“Of the people, by the people, for the people” — gone, but not forgotten.
By Ben Cable (Originally published on Substack)
Democracy in America, a bold and once-revolutionary experiment in self-governance, passed away in 2025. It was 249 years old. The cause of death was murder orchestrated, executed, and proudly broadcast by the 2025 Trump administration. It did not die peacefully; it was suffocated in plain sight, its cries for justice drowned out by chants of “law and order,” even as the law itself was shredded.

The fatal wounds were many. Repeated defiance of court orders undermined the last flickering hopes of checks and balances. Government watchdogs and oversight committees were stripped of power or disbanded entirely, as once-independent institutions fell like dominos under the weight of executive overreach. The Department of Justice became a hollow shell, its scales of justice tipped and broken. Truth itself became partisan, and facts became fungible.
Economically, what was once hailed as the world’s strongest and most resilient economy was brought to its knees. Suffocated by reckless tariffs, punitive taxes, and corporate handouts masquerading as stimulus, the economy crumbled under its own contradictions. The middle class, once the proud backbone of American society, was declared missing sometime in late 2024 and presumed dead shortly thereafter.

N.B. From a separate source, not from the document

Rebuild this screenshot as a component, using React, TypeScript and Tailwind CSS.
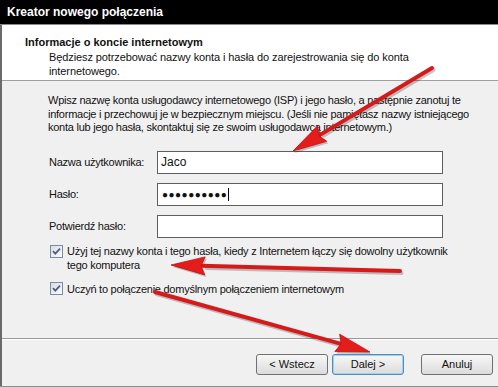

Democracy is survived only by the ultra-wealthy and politically immune oligarchs who now dine on what remains of the republic, and by the poor, voiceless, and forgotten, those left to bury the corpse of a system that once promised liberty and justice for all.
Its passing marks the end of an era and the beginning of something far more dangerous: a twilight masquerade of freedom, draped in the flag but empty at its core.
Memorial services will be held in whispers, in back rooms, and in encrypted messages — wherever the last true believers dare to gather.
Rest in power, Democracy. You were flawed, but you were ours.